## Problem statement
Leave out the pictures and repeat exactly the lines between the one containing "Emit a component" and the one containing "const selected = 1;", inclusive.

## Data shown
......

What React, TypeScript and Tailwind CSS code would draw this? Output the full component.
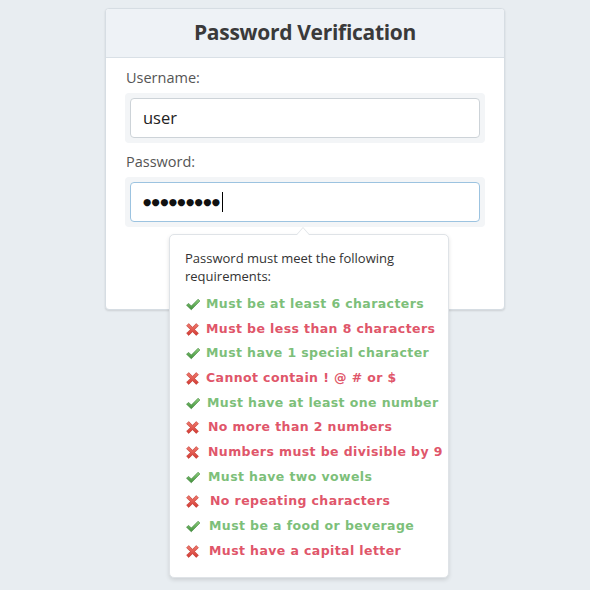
import React from "react";

interface Rule {
  text: string;
  ok: boolean;
  pad: string;
}

const rules: Rule[] = [
  { text: "Must be at least 6 characters", ok: true, pad: "pl-0" },
  { text: "Must be less than 8 characters", ok: false, pad: "pl-0" },
  { text: "Must have 1 special character", ok: true, pad: "pl-0" },
  { text: "Cannot contain ! @ # or $", ok: false, pad: "pl-0" },
  { text: "Must have at least one number", ok: true, pad: "pl-px" },
  { text: "No more than 2 numbers", ok: false, pad: "pl-[2px]" },
  { text: "Numbers must be divisible by 9", ok: false, pad: "pl-[2px]" },
  { text: "Must have two vowels", ok: true, pad: "pl-[2px]" },
  { text: "No repeating characters", ok: false, pad: "pl-[4px]" },
  { text: "Must be a food or beverage", ok: true, pad: "pl-[3px]" },
  { text: "Must have a capital letter", ok: false, pad: "pl-[3px]" },
];

function Check() {
  return (
    <svg width="16" height="13" viewBox="0 0 15 13">
      <defs>
        <linearGradient id="gck" x1="0" y1="0" x2="0" y2="1">
          <stop offset="0" stopColor="#8fd07e" />
          <stop offset="1" stopColor="#3f8f3a" />
        </linearGradient>
      </defs>
      <path d="M1 7.2 L3.2 5.4 L5.8 8 L12.6 1.2 L14.4 3 L5.8 11.8 Z" fill="url(#gck)" stroke="#3b7f36" strokeWidth="0.6" strokeLinejoin="round" />
    </svg>
  );
}

function Cross() {
  return (
    <svg width="15" height="15" viewBox="0 0 14 14">
      <defs>
        <linearGradient id="gx" x1="0" y1="0" x2="0" y2="1">
          <stop offset="0" stopColor="#f07a6e" />
          <stop offset="1" stopColor="#d23a34" />
        </linearGradient>
      </defs>
      <path d="M1.5 3.5 L3.5 1.5 L7 5 L10.5 1.5 L12.5 3.5 L9 7 L12.5 10.5 L10.5 12.5 L7 9 L3.5 12.5 L1.5 10.5 L5 7 Z" fill="url(#gx)" stroke="#c0392f" strokeWidth="0.6" strokeLinejoin="round" />
    </svg>
  );
}

export default function App() {
  return (
    <div className="w-[590px] h-[590px] bg-[#e8edf1] relative overflow-hidden font-['Open_Sans',sans-serif]">
      <div className="ml-[105px] mt-[8px] w-[400px] h-[302px] bg-white rounded-[4px] border border-[#d6dde3] shadow-[0_1px_2px_rgba(0,0,0,0.12)] overflow-hidden">
        <div className="h-[49px] bg-[#eef2f6] border-b border-[#d9e0e6] flex items-center justify-center">
          <h1 className="text-[21px] font-bold text-[#3a3a3a] tracking-[-0.3px]">Password Verification</h1>
        </div>
        <div className="px-[19px] pt-[9px]">
          <label className="block pl-px text-[14.5px] text-[#555] leading-[22px]">Username:</label>
          <div className="mt-[4px] bg-[#f3f5f7] rounded-[4px] p-[5px]">
            <div className="h-[40px] bg-white border border-[#cdd3d8] rounded-[4px] flex items-center px-[12px] text-[16.5px] text-[#222]">
              user
            </div>
          </div>
          <label className="block mt-[8px] pl-px text-[14.5px] text-[#555] leading-[22px]">Password:</label>
          <div className="mt-[4px] bg-[#f3f5f7] rounded-[4px] p-[5px]">
            <div className="h-[40px] bg-white border border-[#9cc3e0] rounded-[4px] flex items-center px-[12px] text-[#111]">
              <span className="font-['DejaVu_Sans',sans-serif] font-bold text-[9.5px] tracking-[0.3px]">●●●●●●●●●</span>
              <span className="w-px h-[20px] bg-black ml-[2px]" />
            </div>
          </div>
        </div>
      </div>

      <div className="absolute left-[169px] top-[234px] w-[280px] h-[344px] bg-white rounded-[5px] border border-[#dfe3e7] shadow-[0_2px_4px_rgba(0,0,0,0.12)]">
        <div className="absolute -top-[8px] left-[126px] w-0 h-0 border-l-[7px] border-r-[7px] border-b-[8px] border-l-transparent border-r-transparent border-b-[#dfe3e7]" />
        <div className="absolute -top-[7px] left-[127px] w-0 h-0 border-l-[6px] border-r-[6px] border-b-[7px] border-l-transparent border-r-transparent border-b-white" />
        <p className="pl-[15px] pr-[12px] pt-[14px] text-[13px] leading-[18px] text-[#333]">
          Password must meet the following requirements:
        </p>
        <ul className="pl-[15px] mt-[10px] flex flex-col gap-[6px]">
          {rules.map((r) => (
            <li key={r.text} className="flex items-center h-[18.7px]">
              <span className="w-[21px] flex justify-start">{r.ok ? <Check /> : <Cross />}</span>
              <span
                className={`${r.pad} font-['DejaVu_Sans',sans-serif] font-bold text-[12.5px] tracking-[0.4px] whitespace-nowrap ${
                  r.ok ? "text-[#7dbf7a]" : "text-[#e0566a]"
                }`}
              >
                {r.text}
              </span>
            </li>
          ))}
        </ul>
      </div>
    </div>
  );
}
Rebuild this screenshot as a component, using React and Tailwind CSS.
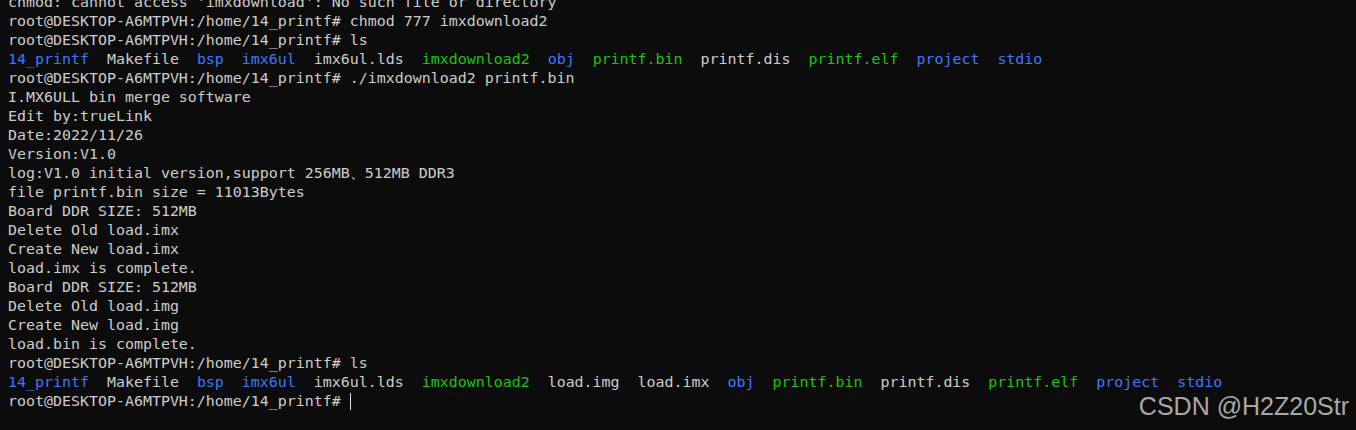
import React from 'react';

const PROMPT = 'root@DESKTOP-A6MTPVH:/home/14_printf# ';

const B = ({ children }) => <span className="text-[#3b78ff]">{children}</span>;
const G = ({ children }) => <span className="text-[#16c60c]">{children}</span>;

const lines = [
  "chmod: cannot access 'imxdownload': No such file or directory",
  PROMPT + 'chmod 777 imxdownload2',
  PROMPT + 'ls',
  <>
    <B>14_printf</B>{'  Makefile  '}<B>bsp</B>{'  '}<B>imx6ul</B>{'  imx6ul.lds  '}<G>imxdownload2</G>{'  '}
    <B>obj</B>{'  '}<G>printf.bin</G>{'  printf.dis  '}<G>printf.elf</G>{'  '}<B>project</B>{'  '}<B>stdio</B>
  </>,
  PROMPT + './imxdownload2 printf.bin',
  'I.MX6ULL bin merge software',
  'Edit by:trueLink',
  'Date:2022/11/26',
  'Version:V1.0',
  'log:V1.0 initial version,support 256MB、512MB DDR3',
  'file printf.bin size = 11013Bytes',
  'Board DDR SIZE: 512MB',
  'Delete Old load.imx',
  'Create New load.imx',
  'load.imx is complete.',
  'Board DDR SIZE: 512MB',
  'Delete Old load.img',
  'Create New load.img',
  'load.bin is complete.',
  PROMPT + 'ls',
  <>
    <B>14_printf</B>{'  Makefile  '}<B>bsp</B>{'  '}<B>imx6ul</B>{'  imx6ul.lds  '}<G>imxdownload2</G>
    {'  load.img  load.imx  '}<B>obj</B>{'  '}<G>printf.bin</G>{'  printf.dis  '}<G>printf.elf</G>{'  '}
    <B>project</B>{'  '}<B>stdio</B>
  </>,
  <>
    {PROMPT}
    <span className="inline-block w-px h-[17px] bg-[#e0e0e0] align-[-4px]" />
  </>,
];

export default function App() {
  return (
    <div className="relative w-[1356px] h-[430px] overflow-hidden bg-[#0c0c0c]">
      <div className="-mt-[7px] pl-2 text-[14.95px] leading-[19px] text-[#cccccc] whitespace-pre font-['DejaVu_Sans_Mono','Liberation_Mono',monospace]">
        {lines.map((l, i) => (
          <div key={i} className="h-[19px]">{l}</div>
        ))}
      </div>
      <div className="absolute right-[7px] bottom-[11px] text-[25px] leading-none text-[#a8a8a8] font-['Liberation_Sans',Arial,sans-serif]">
        CSDN @H2Z20Str
      </div>
    </div>
  );
}
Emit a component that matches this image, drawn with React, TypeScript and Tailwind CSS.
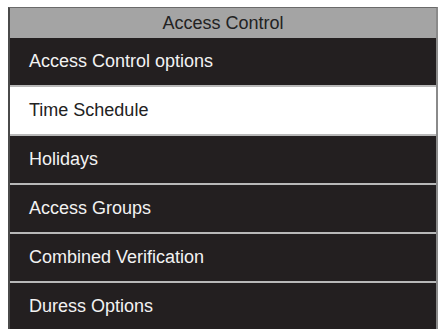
const items = [
  "Access Control options",
  "Time Schedule",
  "Holidays",
  "Access Groups",
  "Combined Verification",
  "Duress Options",
];

const selected = 1;

export default function App() {
  return (
    <div className="w-[443px] h-[329px] bg-white overflow-hidden pt-[7px] pl-[8px] font-['Liberation_Sans',Arial,sans-serif]">
      <div className="w-[430px] border-t border-x-2 border-t-[#6a6a6a] border-l-[#4a4a4a] border-r-[#8a8a8a] bg-[#231f20]">
        <div className="h-[30px] bg-[#a4a4a4] flex items-center justify-center text-[18px] text-[#222]">
          Access Control
        </div>
        {items.map((label, i) => (
          <div
            key={label}
            className={
              (i > 0 ? "h-[49px] border-t-2 border-[#b8b8b8] " : "h-[47px] ") +
              (i === selected
                ? "bg-white text-[#222] "
                : "bg-[#231f20] text-[#f2f2f2] ") +
              "flex items-center pl-[19px] text-[18px]"
            }
          >
            {label}
          </div>
        ))}
      </div>
    </div>
  );
}
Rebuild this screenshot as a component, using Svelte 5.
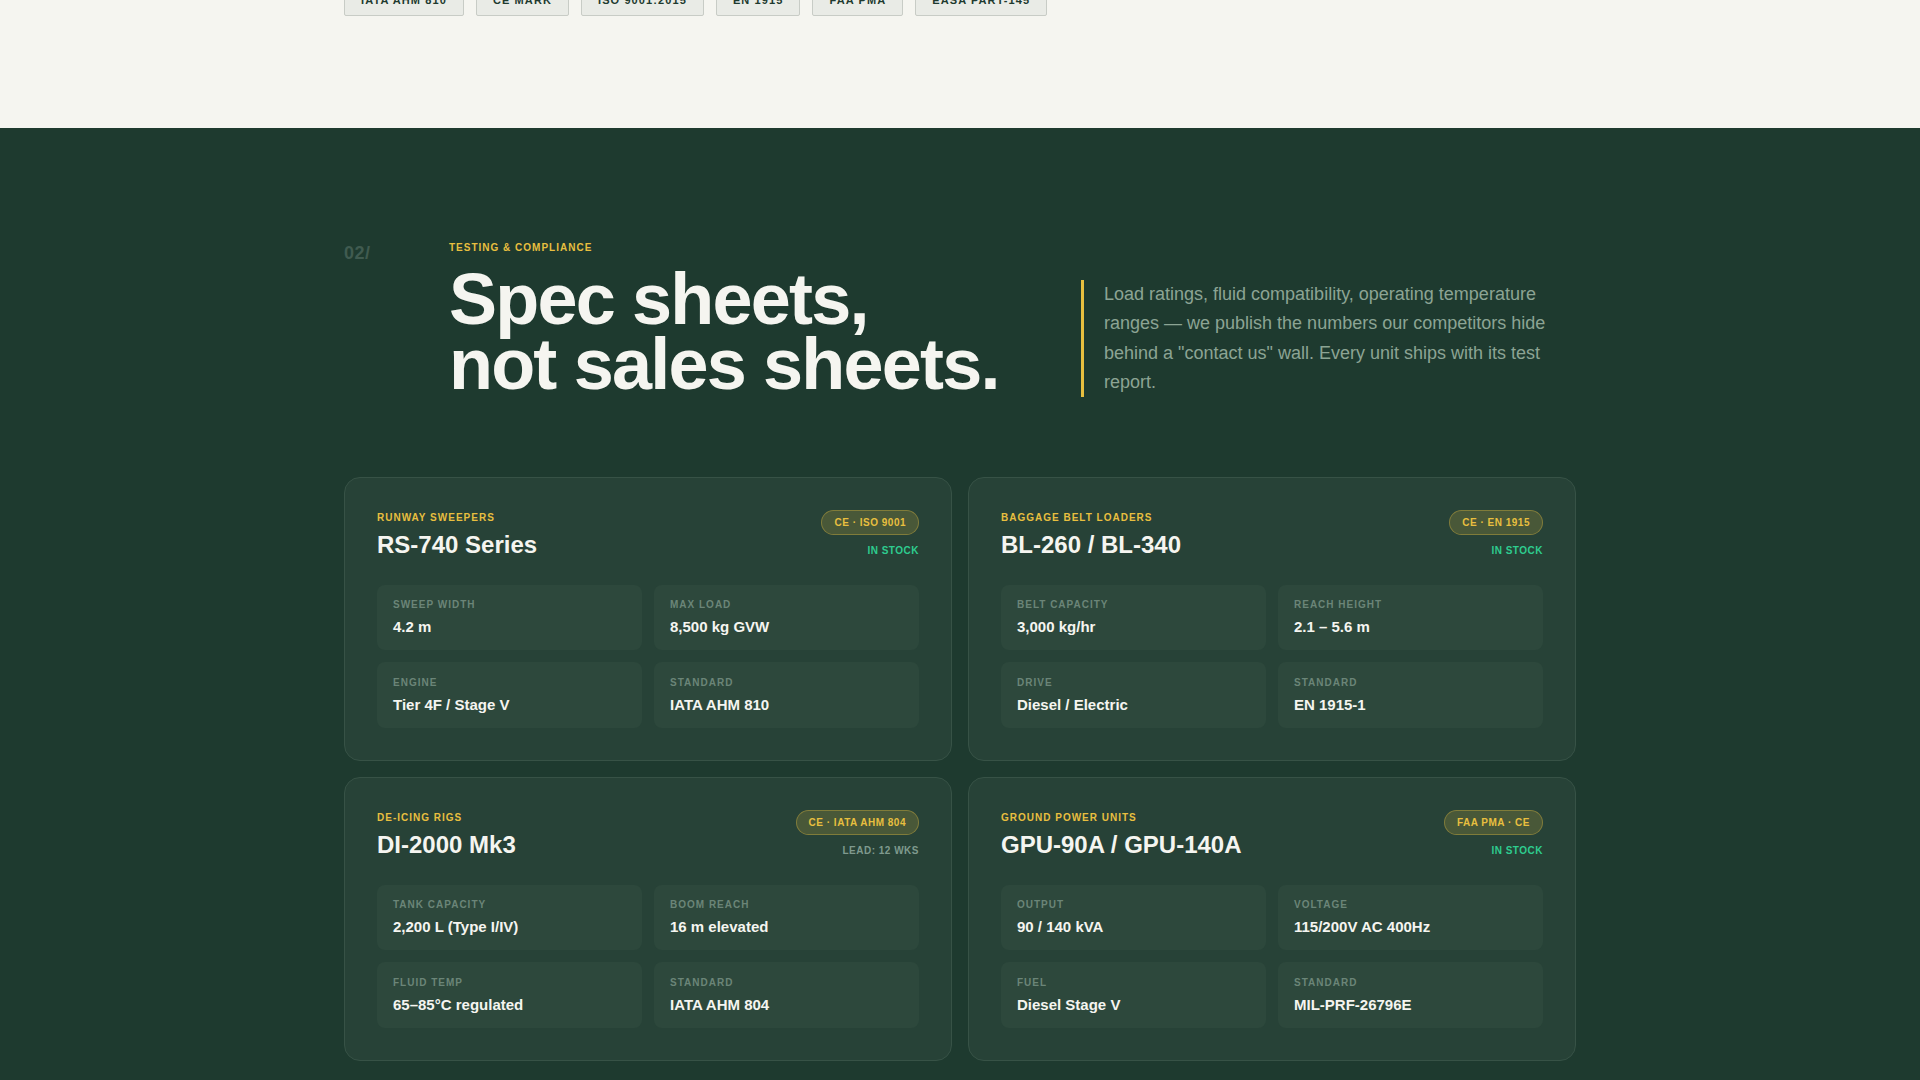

......

## Problem solution
Emit a component that matches this image, drawn with React, TypeScript and Tailwind CSS.
const items = [
  "Access Control options",
  "Time Schedule",
  "Holidays",
  "Access Groups",
  "Combined Verification",
  "Duress Options",
];

const selected = 1;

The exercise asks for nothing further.